WASHINGTON — Commerce Secretary Howard Lutnick exploded during an interview with congressional investigators when asked whether a mask in Jeffrey Epstein’s house was of his face.
He also repeatedly insisted he was merely “speculating” when he told The Post’s “Pod Force One” podcast that the now-deceased sex offender was “the greatest blackmailer ever,” according to a newly released transcript of his closed-door interview with Congress.
Lutnick appeared voluntarily earlier this month for the transcribed interview with the House Oversight Committee to answer questions about his interactions with Epstein — who was his next-door neighbor in Manhattan for more than a decade — after being threatened with a subpoena compelling his testimony.
The Cabinet official told The Post’s Miranda Devine in a podcast interview released Oct. 1, 2025, that he told his wife after the financier invited them over for coffee 20 years before — and gave them a tour of his Upper East Side mansion — that he would “never be in the room with that disgusting person ever again.”
But Lutnick later testified to Congress that he met with Epstein two more times, one of which involved a family visit to the money manager’s private island in the Caribbean, Little St. James.
Photos previously released by the Justice Department show that Epstein kept masks of unidentified male individuals on the wall of a room that contained a dentist’s chair — one of which bears a resemblance to Lutnick currently.
“The reason that we introduce this is many people online have speculated that one of the masks resembles you, specifically the one on the first page in the middle,” Oversight Chief Counsel for Investigations Jack Emmer told the commerce secretary, according to a transcript released Wednesday.
“What’s your response to these claims?” Emmer asked.
“You’ve got to be kidding me. That is the most ridiculous and absurd thing I’ve ever heard. What, a bald man? I have hair,” erupted Lutnick, who has exhibited some male-pattern baldness since the early 2000s.
“Look. I mean, I don’t have many, but at least I have some. That is not remotely me. That’s nonsense,” he pushed back.
Just before the interview concluded, Lutnick was asked whether he wanted to share anything else, to which he responded: “Just a small thing, which is that I didn’t grow a beard until after … this individual Epstein was dead.”
“So that mask that you showed me, I never had a beard before that,” he noted. Contemporaneous photos published in the Wall Street Journal and Telegraph show Lutnick did not sport facial hair in the 2000s or 2010s.
“And I never had a goatee either.
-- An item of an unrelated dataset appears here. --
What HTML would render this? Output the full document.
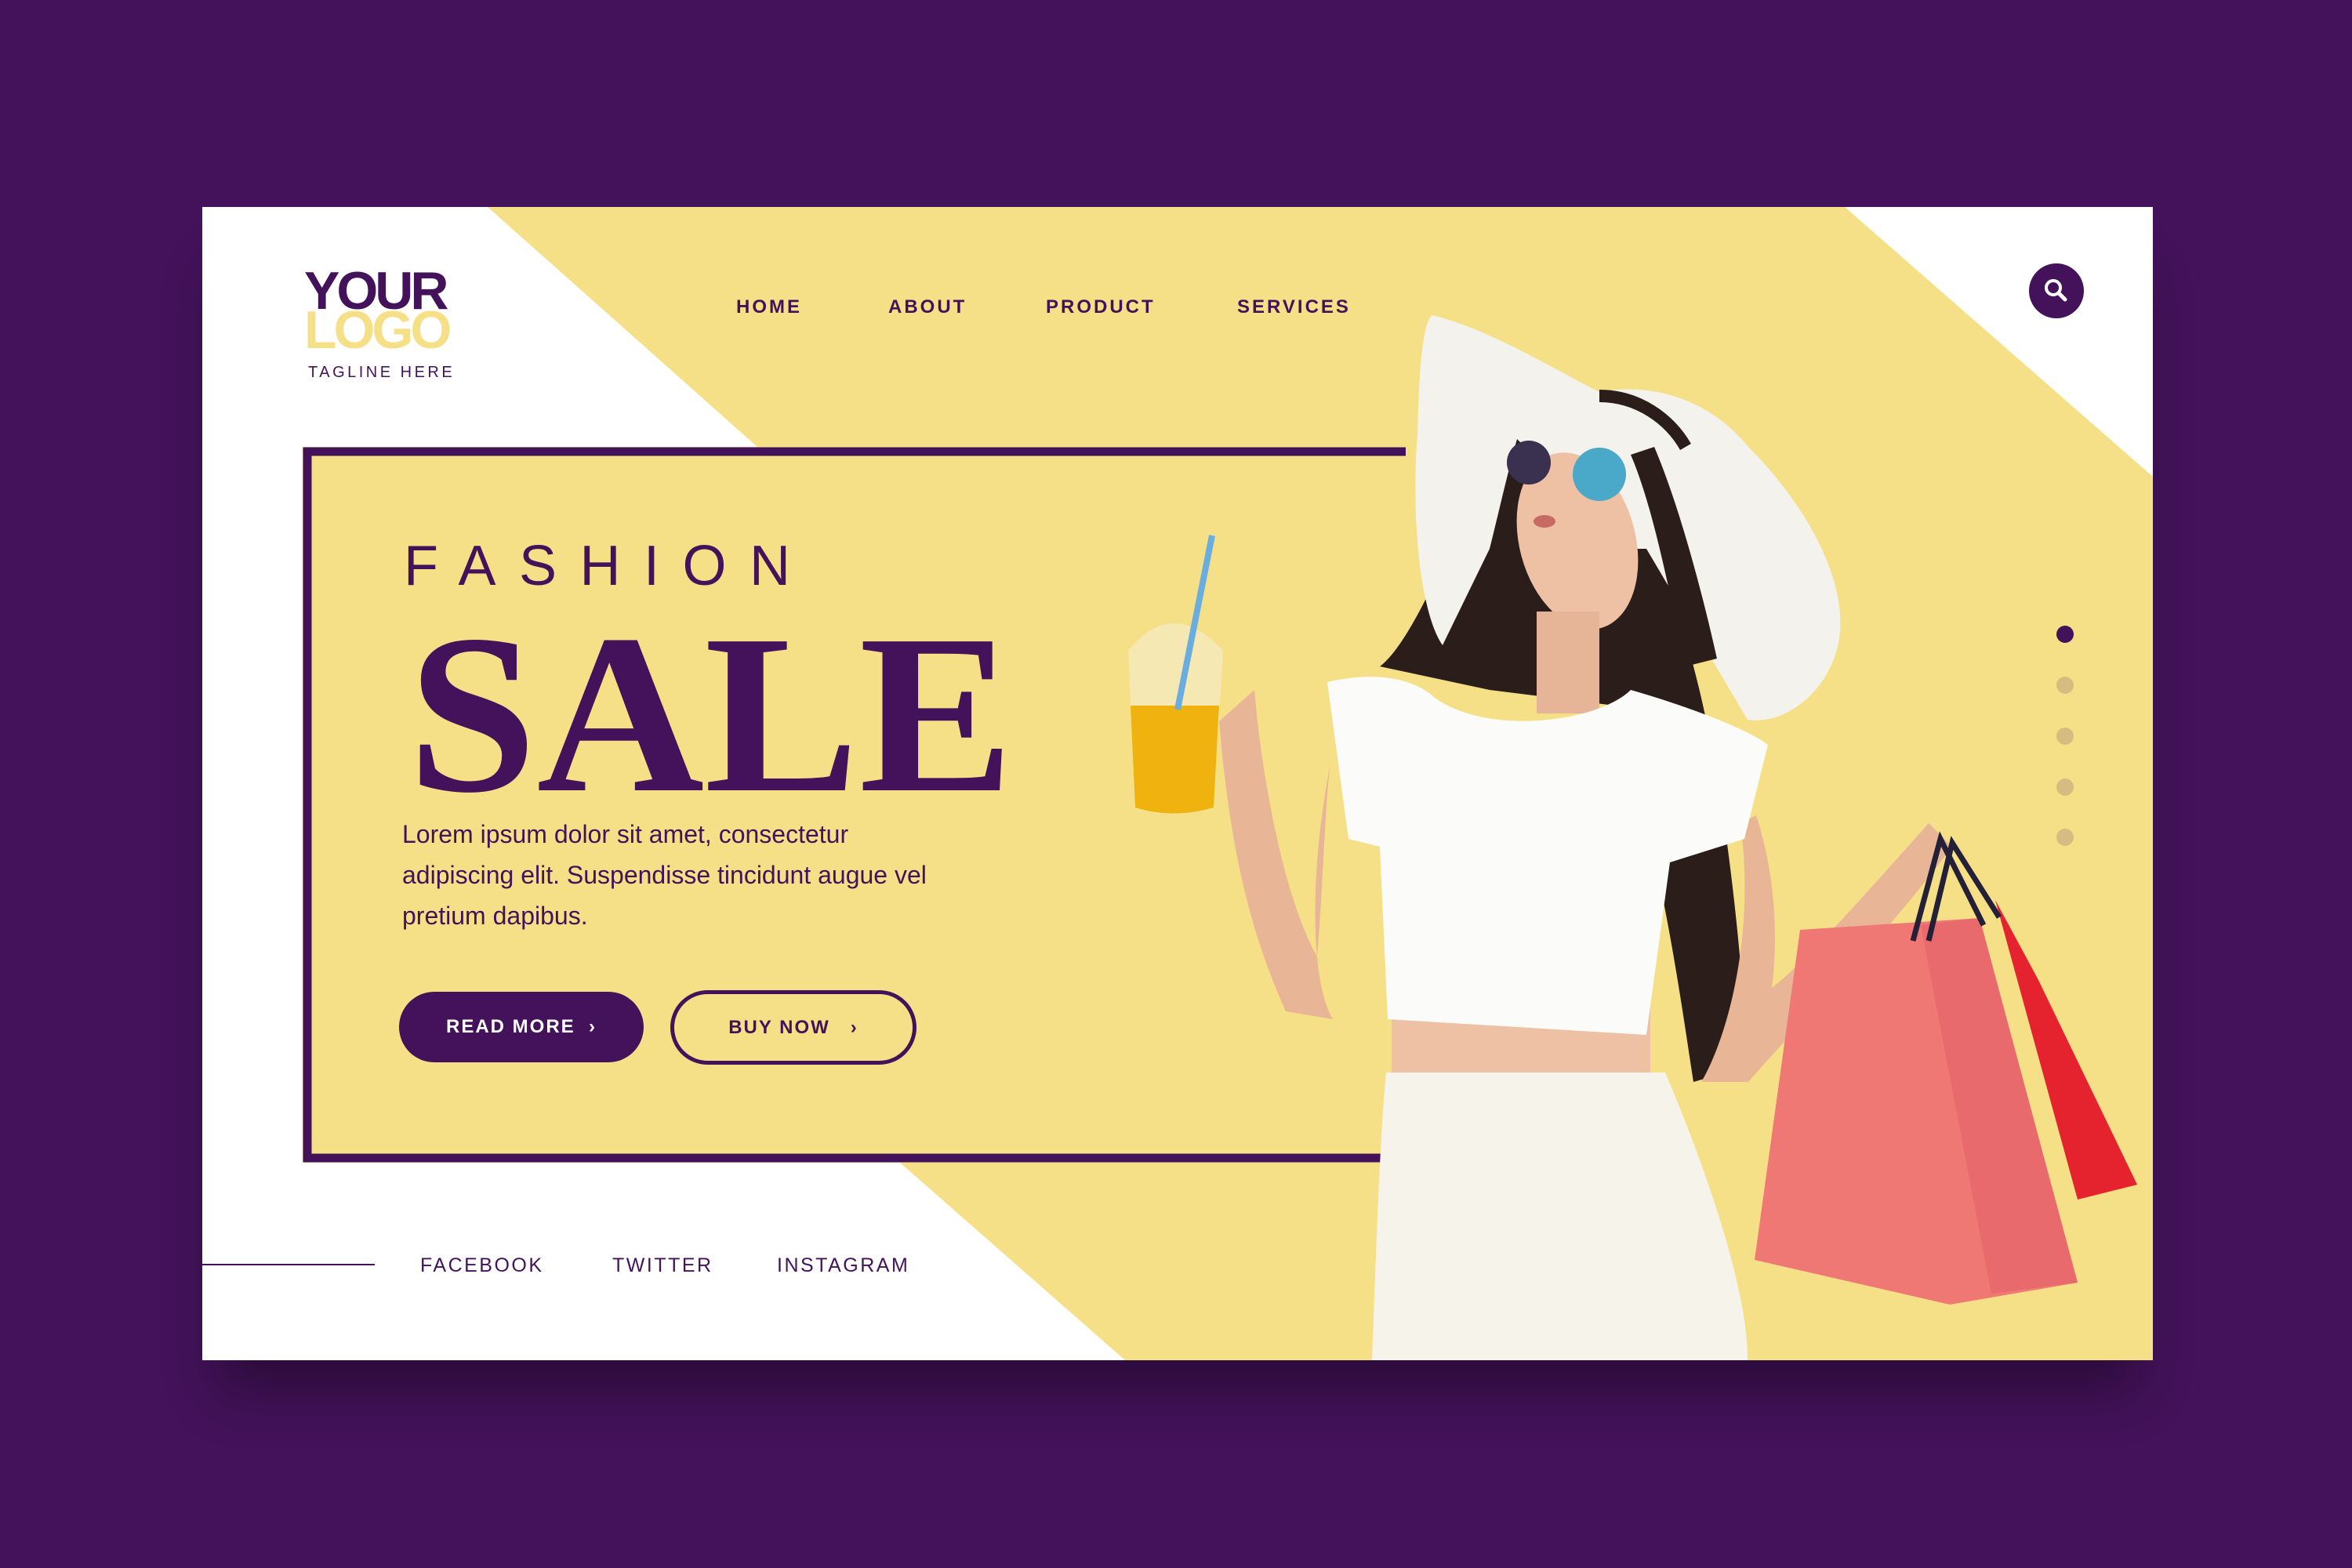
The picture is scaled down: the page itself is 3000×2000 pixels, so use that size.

So I just wanted to just say that these things are not possibly about me,” he added.
Elsewhere in the grilling, Lutnick said at least 10 times that he was “speculating” about Epstein’s “illegal activities” — including potentially blackmailing prominent individuals by forcing them into massages at his residences with — when he spoke on “Pod Force One” about the accused sex trafficker.
“He seemed to have a lot of money. That was why I was speculating,” he said in one exchange, while stressing at other points that he witnessed no “illegal conduct” and was not even aware Epstein had to register as a sex offender after pleading guilty to soliciting a minor for prostitution in 2008.
Lutnick also continued to deny that he was ever “in the room” with Epstein — despite testifying in a Senate hearing in February that he had two additional brief interactions with the man in the 2010s.
“It is accurate as to what I meant, which is I, Howard Lutnick, as a man, would not be in a situation with him because I felt him gross and inappropriate and not having boundaries; that I would not put myself in a room with him socially, which I did not, professionally, in business, which I did not, and philanthropically, which I did not,” he told House investigators.
Asked by Rep. Ro Khanna (D-Calif.) why he reversed the blackmail claims, Lutnick also answered, “Because there have been people from the administration who have all of the details who have said so, and I credit what they’ve said.”
Khanna expressed alarm at the about-face and later told reporters that he and Rep. Thomas Massie (R-Ky.) — who authored the law compelling DOJ disclosures on Epstein investigative materials — said he had “never seen a single public statement that there was no blackmail.”
When a Post reporter inquired whether the California Democrat read the DOJ’s July 2025 memo, which stated “[t]here was also no credible evidence found that Epstein blackmailed prominent individuals as part of his actions,” Khanna replied, “That is not what the survivors believe.”
The only odd comment Lutnick recalled he had already shared on the podcast, when Epstein showed off his massage table at his Manhattan penthouse and mentioned how often it was used.
“My best recollection is, he said, ‘Every day and the right kind of massage.’ And he said it to me, and my wife is standing next to me, and we looked at each other, and we left,” Lutnick recounted in the House interview.
The commerce secretary also said that he found it “unsettling and inexplicable” that Epstein’s aides were able to find out his family was sailing in the US Virgin Islands in 2012 — and reach out to him and his wife to set up a lunch.
“We sat outside, had lunch. It was boring. We left,” he added of the brief stop on Little St. James, noting that they did not tour the island but did briefly enjoy a view of the sea from a cliff.
In 2011, he said he also briefly spoke with Epstein in the financier’s foyer about scaffolding renovations.